I have been doing some fairly simple ROC curve analysis, involving creating some ROC curves, calculating AUC and 95% CI (2000 bootstrapped replicates) and then thresholding the curve to give a 95% sensitivity, with the threshold, TN, FN, FP, TP, Sens and Spec returned. This is simple when using a single dataset as below:
BIOMroc1 = pROC::roc(response = DF$CT, predictor = DF$Biom.1, ci=TRUE)
pROC::auc(BIOMroc1 )
pROC::ci.auc(BIOMroc1 , conf.level=0.95, method=c("bootstrap"), boot.n = 2000)

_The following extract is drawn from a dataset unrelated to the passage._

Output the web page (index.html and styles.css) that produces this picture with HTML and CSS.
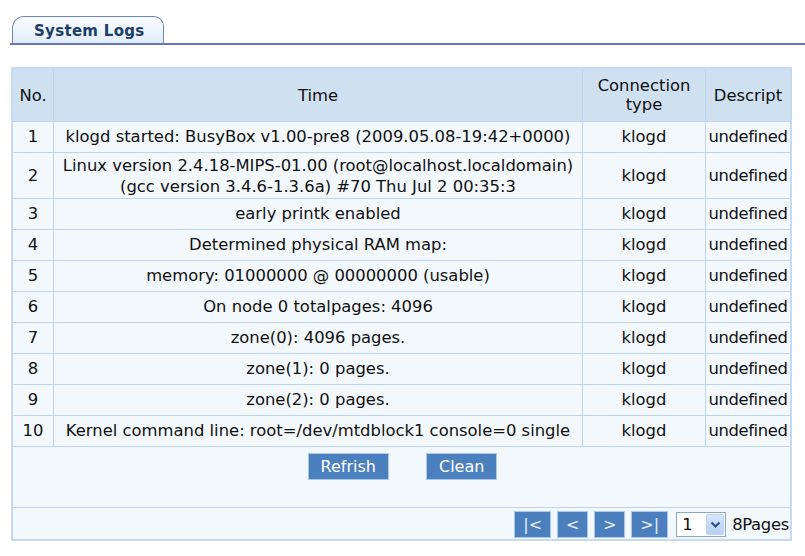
FILE: index.html
```html
<!DOCTYPE html>
<html>
<head>
<meta charset="utf-8">
<link rel="stylesheet" href="styles.css">
</head>
<body>
<div class="page">
  <div class="tabbar">
    <div class="tab">System Logs</div>
  </div>
  <table class="logs">
    <thead>
      <tr>
        <th class="c-no">No.</th>
        <th class="c-time">Time</th>
        <th class="c-conn">Connection<br>type</th>
        <th class="c-desc">Descript</th>
      </tr>
    </thead>
    <tbody>
      <tr><td>1</td><td>klogd started: BusyBox v1.00-pre8 (2009.05.08-19:42+0000)</td><td>klogd</td><td class="d">undefined</td></tr>
      <tr class="tall"><td>2</td><td>Linux version 2.4.18-MIPS-01.00 (root@localhost.localdomain)<br>(gcc version 3.4.6-1.3.6a) #70 Thu Jul 2 00:35:3</td><td>klogd</td><td class="d">undefined</td></tr>
      <tr><td>3</td><td>early printk enabled</td><td>klogd</td><td class="d">undefined</td></tr>
      <tr><td>4</td><td>Determined physical RAM map:</td><td>klogd</td><td class="d">undefined</td></tr>
      <tr><td>5</td><td>memory: 01000000 @ 00000000 (usable)</td><td>klogd</td><td class="d">undefined</td></tr>
      <tr><td>6</td><td>On node 0 totalpages: 4096</td><td>klogd</td><td class="d">undefined</td></tr>
      <tr><td>7</td><td>zone(0): 4096 pages.</td><td>klogd</td><td class="d">undefined</td></tr>
      <tr><td>8</td><td>zone(1): 0 pages.</td><td>klogd</td><td class="d">undefined</td></tr>
      <tr><td>9</td><td>zone(2): 0 pages.</td><td>klogd</td><td class="d">undefined</td></tr>
      <tr><td>10</td><td>Kernel command line: root=/dev/mtdblock1 console=0 single</td><td>klogd</td><td class="d">undefined</td></tr>
      <tr class="actions">
        <td colspan="4">
          <div class="btns">
            <button class="btn">Refrish</button>
            <button class="btn">Clean</button>
          </div>
        </td>
      </tr>
      <tr class="pager-row">
        <td colspan="4">
          <div class="pager">
            <button class="pbtn pw">|&lt;</button>
            <button class="pbtn">&lt;</button>
            <button class="pbtn">&gt;</button>
            <button class="pbtn pw">&gt;|</button>
            <div class="select">
              <span class="sel-val">1</span>
              <span class="sel-arrow"><svg width="11" height="8" viewBox="0 0 11 8"><path d="M1.5 1.5 L5.5 5.5 L9.5 1.5" fill="none" stroke="#2b4f8c" stroke-width="2.2"/></svg></span>
            </div>
            <span class="pages">8Pages</span>
          </div>
        </td>
      </tr>
    </tbody>
  </table>
</div>
</body>
</html>
```

FILE: styles.css
```css
html, body {
  margin: 0;
  padding: 0;
  background: #ffffff;
}
body {
  font-family: "DejaVu Sans", Verdana, sans-serif;
  font-size: 16.4px;
  color: #111;
}
.page {
  padding: 16px 0 0 10px;
}
.tabbar {
  display: flex;
  border-bottom: 2px solid #6277bd;
  height: 27px;
}
.tab {
  margin-left: 2px;
  width: 152px;
  height: 27px;
  box-sizing: border-box;
  border: 1px solid #6f86c6;
  border-bottom: none;
  border-radius: 12px 10px 0 0;
  background: linear-gradient(#fafdff, #e2edf9);
  color: #1e3c68;
  font-weight: bold;
  font-size: 15px;
  line-height: 28px;
  padding-left: 21px;
  margin-bottom: -1px;
  letter-spacing: 0.3px;
}
.logs {
  margin-top: 22px;
  margin-left: 1px;
  width: 781px;
  border-collapse: collapse;
  border: 2px solid #c6dbf1;
  background: #f3f8fd;
  font-size: 16.4px;
}
.logs th, .logs td {
  border: 1px solid #bcd5ee;
  text-align: center;
  padding: 0;
  font-weight: normal;
  white-space: nowrap;
}
.logs th {
  background: #cfe0f1;
  height: 52px;
  line-height: 19px;
}
.c-no { width: 40px; }
.c-conn { width: 122px; }
.c-desc { width: 84px; }
.logs td {
  height: 30px;
  line-height: 18px;
}
.logs tr.tall td {
  height: 45px;
  line-height: 21px;
}
.logs td.d {
  letter-spacing: -0.4px;
}
.logs tr.actions td {
  height: 60px;
  vertical-align: top;
}
.btns {
  display: flex;
  justify-content: center;
  gap: 37px;
  padding-top: 6px;
  padding-left: 2px;
}
.btn {
  font-family: "DejaVu Sans", Verdana, sans-serif;
  font-size: 16px;
  color: #fff;
  background: #4b7fbd;
  border: 1px solid #a9c8ec;
  height: 27px;
  padding: 0 12px;
  margin: 0;
}
.logs tr.pager-row td {
  height: 31px;
  vertical-align: bottom;
}
.pager {
  display: flex;
  justify-content: flex-end;
  align-items: center;
  gap: 6px;
  padding-right: 1px;
  padding-bottom: 1px;
}
.pbtn {
  font-family: "DejaVu Sans", Verdana, sans-serif;
  font-size: 16px;
  color: #e8f0fa;
  background: #4b7fbd;
  border: 1px solid #a9c8ec;
  width: 31px;
  height: 27px;
  padding: 0;
  margin: 0;
}
.pbtn.pw { width: 37px; }
.select {
  margin-left: 2px;
  display: flex;
  align-items: center;
  width: 50px;
  height: 25px;
  box-sizing: border-box;
  border: 1px solid #8aa6c8;
  background: #fff;
}
.sel-val {
  flex: 1;
  padding-left: 5px;
  text-align: left;
}
.sel-arrow {
  width: 18px;
  height: 21px;
  margin-right: 1px;
  background: linear-gradient(#d7e5fb, #b7cff4);
  border: 1px solid #c2d4f0;
  box-sizing: border-box;
  display: flex;
  align-items: center;
  justify-content: center;
  border-radius: 2px;
}
.pages {
  letter-spacing: -0.3px;
}
```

However I am now wanting to use a estimated variable as the predictor that has required imputation to form, meaning there are 10 imputed datasets. I wish to calculate the AUC and 95% CI as similar to above and then combine them. Following this I'd like to somehow create a ROC curve and threshold at 95% sensitivity. I am abit lost as to where to start! Code for a replica dataset is below.
set.seed(123)
num_imputations <- 5
num_rows <- 20
generate_data <- function(num_rows, mean_range, sd_range) {
data <- data.frame(
CT = sample(0:1, num_rows, replace = TRUE),
matrix(runif(num_rows * 6, min = mean_range[1], max = mean_range[2]), ncol = 6)
)
colnames(data)[-1] <- paste0("Biomarkers_", 1:6)
return(data)
}
imputed_datasets <- lapply(1:num_imputations, function(i) {
generate_data(num_rows, c(5, 10), c(2, 4))
})
imputed_datasets <- lapply(1:num_imputations, function(i) {
data <- imputed_datasets[[i]]
data$Imputation <- i
return(data)
})
combined_data <- do.call(rbind, imputed_datasets)